Numerous mass shootings have led to an ongoing effort to understand the psychological makeup of the perpetrators. There is hope that such knowledge will prevent future carnage, however, this is not likely to be the case.
Human beings have killed one another since the dawn of civilization. Long before the existence of social media or the selling of semi-automatic rifles to eighteen-year-olds, there have been people who relish maiming and killing others. A sixteen-year-old told me, “If anyone aggravates me, I’m ready to kill him. I just like to fight, to feel skin against my knuckles, to feel noses break. I always win.” Fortunately, he was arrested before he killed someone. Of course, there was no way to know whether he would have killed someone or whether was enjoying bragging about himself as a tough guy.
A New York Times article from June 2 states that mass killers experience loneliness, hopelessness, feel “like losers,” and have a “need to prove themselves.” School shooters frequently have been portrayed as students who were ostracized and bullied. Criminologists have cited a lack of development of the brain in young shooters as a contributing factor.
A problem in trying to identify and intervene in the lives of potential school shooters is that many people who share these very characteristics kill no one. Moreover, people who commit mass murder usually do not announce their intentions or specific plans for doing so. Only after the fact are their homicidal intentions discovered in declarations and manifestos posted on social media.
To say that school shooters feel like “losers” tells us nothing and can even be misleading. Frequently, such people reject family and school before ever being rejected by them. They carve out a way of life in which they seek control over others, where seeking power is a way of life. They expect others to suit their requirements rather than satisfying the requirements of others. When others do not corroborate their view of themselves, even when the slights are small, they seethe with anger. They are lonely because they do not value other people except for what they can get out of them. Love, loyalty, and friendship are antithetical to their way of life. They have contempt for people who live regular lives. People fear them and want nothing to do with them. Some of these violent individuals appear to be quiet. This is because they are harboring a lot that they wish to conceal. They share very little of their inner lives with anyone, as they are close to nobody.

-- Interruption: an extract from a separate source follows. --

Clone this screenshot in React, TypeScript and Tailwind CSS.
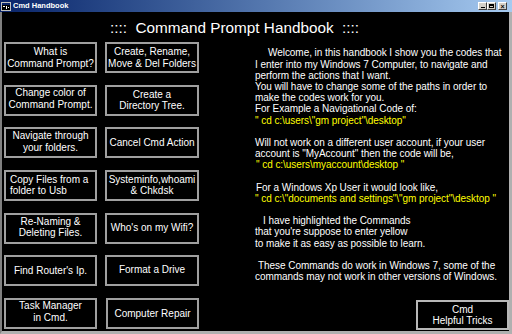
import React from "react";

const F = { fontFamily: '"Liberation Sans", Arial, sans-serif' };

type Btn = { lines: string[]; cls?: string };

const buttons: Btn[] = [
  { lines: ["What is", "Command Prompt?"] },
  { lines: ["Create, Rename,", "Move & Del Folders"] },
  { lines: ["Change color of", "Command Prompt."], cls: "pb-[3px]" },
  { lines: ["Create a", "Directory Tree."] },
  { lines: ["Navigate through", "your folders."], cls: "pb-[2px]" },
  { lines: ["Cancel Cmd Action"] },
  { lines: ["Copy Files from a", "folder to Usb"], cls: "items-start pl-[4px]" },
  { lines: ["Systeminfo,whoami", "& Chkdsk"] },
  { lines: ["Re-Naming &", "Deleting Files."], cls: "pb-[2px]" },
  { lines: ["Who's on my Wifi?"] },
  { lines: ["Find Router's Ip."] },
  { lines: ["Format a Drive"], cls: "pb-[3px]" },
  { lines: ["Task Manager", "in Cmd."], cls: "pb-[3px]" },
  { lines: ["Computer Repair"], cls: "ml-[1px]" },
];

function Line({
  children,
  pl = "pl-[0px]",
  y = false,
}: {
  children: React.ReactNode;
  pl?: string;
  y?: boolean;
}) {
  return (
    <div className={`${pl} h-[11.2px] whitespace-pre ${y ? "text-[#ffff00]" : "text-white"}`}>
      {children}
    </div>
  );
}

export default function App() {
  return (
    <div className="w-[512px] h-[334px] bg-black flex flex-col overflow-hidden" style={F}>
      {/* title bar */}
      <div className="h-[12px] flex items-center bg-gradient-to-r from-[#0a246a] to-[#a6caf0] shrink-0">
        <svg width="10" height="9" viewBox="0 0 10 9" className="ml-[1px]">
          <rect x="0" y="0" width="10" height="9" fill="#c0c0c0" />
          <rect x="1" y="1" width="8" height="2" fill="#0a246a" />
          <rect x="1" y="3" width="8" height="5" fill="#000" />
          <rect x="2" y="4" width="2" height="1" fill="#fff" />
          <rect x="5" y="4" width="1" height="3" fill="#fff" />
          <rect x="7" y="5" width="1" height="1" fill="#fff" />
        </svg>
        <span className="ml-[2px] text-[7.5px] font-bold text-white leading-none tracking-[0px]">
          Cmd Handbook
        </span>
        <div className="ml-auto mr-[5px] flex items-center">
          <div className="w-[9px] h-[8px] bg-[#d4d0c8] border-t border-l border-white border-r border-b border-r-[#404040] border-b-[#404040] flex items-end justify-center pb-[1px]">
            <div className="w-[4px] h-[1px] bg-black" />
          </div>
          <div className="w-[9px] h-[8px] bg-[#d4d0c8] border-t border-l border-white border-r border-b border-r-[#404040] border-b-[#404040] flex items-center justify-center">
            <div className="w-[5px] h-[4px] border border-black border-t-2" />
          </div>
          <div className="ml-[2px] w-[9px] h-[8px] bg-[#d4d0c8] border-t border-l border-white border-r border-b border-r-[#404040] border-b-[#404040] flex items-center justify-center text-[7px] font-bold leading-none text-black">
            ×
          </div>
        </div>
      </div>

      {/* body */}
      <div className="flex-1 flex flex-col border-l-[2px] border-r-[3px] border-b-[3px] border-l-[#808080] border-r-[#b0b0b0] border-b-[#b0b0b0]">
        <div className="h-[30px] shrink-0 pl-[108px] pt-[1px] text-white text-[15.3px] leading-[30px] whitespace-pre">
          {"::::  Command Prompt Handbook  ::::"}
        </div>
        <div className="flex-1 flex">
          <div className="pl-[2px] grid grid-cols-[93px_94px] gap-x-[8px] gap-y-[11.67px] auto-rows-[31px] content-start">
            {buttons.map((b, i) => (
              <div
                key={i}
                className={`border-2 border-[#a0a0a0] flex flex-col items-center justify-center text-white text-[10px] leading-[11.5px] whitespace-nowrap ${b.cls ?? ""}`}
              >
                {b.lines.map((l, j) => (
                  <div key={j}>{l}</div>
                ))}
              </div>
            ))}
          </div>
          <div className="flex-1 flex flex-col pl-[56px] pt-[5.4px] text-[10px] leading-[11.2px] tracking-[-0.05px]">
            <Line pl="pl-[13px]">Welcome, in this handbook I show you the codes that</Line>
            <Line>I enter into my Windows 7 Computer, to navigate and</Line>
            <Line>perform the actions that I want.</Line>
            <Line>You will have to change some of the paths in order to</Line>
            <Line>make the codes work for you.</Line>
            <Line>For Example a Navigational Code of:</Line>
            <Line y>{'" cd c:\\users\\"gm project"\\desktop"'}</Line>
            <Line> </Line>
            <Line>Will not work on a different user account, if your user</Line>
            <Line>account is "MyAccount" then the code will be,</Line>
            <Line pl="pl-[1px]" y>{'" cd c:\\users\\myaccount\\desktop "'}</Line>
            <Line> </Line>
            <Line pl="pl-[1px]">For a Windows Xp User it would look like,</Line>
            <Line y>{'" cd c:\\"documents and settings"\\"gm project"\\desktop "'}</Line>
            <Line> </Line>
            <Line pl="pl-[8px]">I have highlighted the Commands</Line>
            <Line pl="pl-[0px]">that you're suppose to enter yellow</Line>
            <Line pl="pl-[0px]">to make it as easy as possible to learn.</Line>
            <Line> </Line>
            <Line pl="pl-[3px]">These Commands do work in Windows 7, some of the</Line>
            <Line>commands may not work in other versions of Windows.</Line>
            <div className="mt-auto mb-[1px] self-end w-[93px] h-[30px] border-2 border-[#b8b8b8] flex flex-col items-center justify-center text-white text-[10px] leading-[11.5px] tracking-[0px]">
              <div>Cmd</div>
              <div>Helpful Tricks</div>
            </div>
          </div>
        </div>
      </div>
    </div>
  );
}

Some mental health professionals and policymakers think that, if identified early as dangerous, these individuals can be treated for their “mental health” issues. However, it has long been acknowledged that most perpetrators of mass violence are not seriously mentally ill.3, Since that is the case, what would mental health professionals treat?
Furthermore, if one were able to identify a potentially dangerous person and compel him to attend therapy, what outcome could reasonably be expected? These are not people who see much wrong with themselves. Their intense anger, often disguised, is at other people who slight them or do not corroborate their inflated view of themselves. Not accustomed to confiding in anyone, even priding themselves on secrecy, such individuals would be unlikely to reveal themselves to a stranger whom they were compelled to see.

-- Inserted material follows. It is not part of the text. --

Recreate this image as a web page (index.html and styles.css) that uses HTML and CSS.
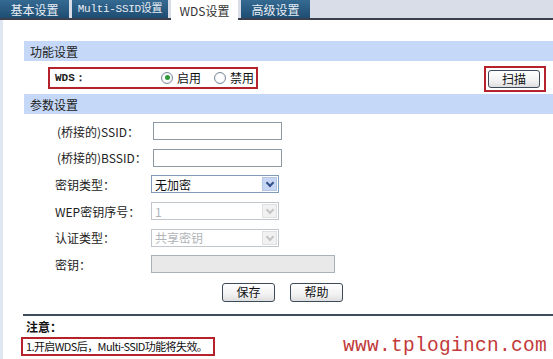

Over his vociferous objections, Trevor* was forced by his parents to go to therapy. He did little except occupy a chair in different therapists’ offices. He had nothing against any of the therapists, but he saw no reason to meet with any of them. Trevor tried to convince them that it was his parents who needed to be “fixed.” Interviewed in jail after he killed his father during an argument over having residential treatment, Trevor remarked to me about the therapists, “I’m not saying they weren’t good at their jobs. I didn’t need them.”
More than fifty years ago, the late Willard Hendrickson, my supervisor at the University of Michigan’s adolescent inpatient service, stated, “If you can’t catch them, you can’t treat them.” Like Trevor, many people for whom violence, fantasized or real, is a way of life will disclose little of substance even if forced to appear at a therapist’s office.
People with a personality similar to that of mass shooters are not a recent phenomenon. What is relatively recent is their easy access to weapons used mainly in military combat. Previously, their violence assumed other forms, as it was not so easy to target groups of people. Moreover, there was no internet for them to communicate with like-minded people, attract an audience, and indulge their fantasies.
Ten states and Washington, DC have red flag laws. If law enforcement personnel believe that someone poses a threat, they can go to court to seek what is like a restraining order, in that it forbids a person to purchase firearms. These laws remain controversial. A New York Times article from June 6 points out that in Suffolk County, New York, “By far the most common reason for an order was to deter suicide.”
A significant drawback to some red flag laws is that a person cannot prove a negative, namely that he is not a danger to himself or others. Whereas past behavior is the best predictor of future behavior, psychologists and psychiatrists are still not usually able to predict with great accuracy whether a person constitutes an imminent danger. One commentary on the effectiveness of red flag laws stated they might lead to an increase in homicides because people would be less likely to disclose their thoughts out of fear their weapons would be confiscated.
Even if a person were to disclose his intention to commit a crime, it is difficult to tell if this would be me bluster for the purpose of intimidating others, or whether it constitutes an imminent threat.
Limiting access to weapons used primarily in war and improving the thoroughness of background checks can help prevent mass shootings. We should expect little from the mental health profession as far as identifying potential mass shooters, most of whom are not mentally ill and will not respond to therapists who want to “treat” them.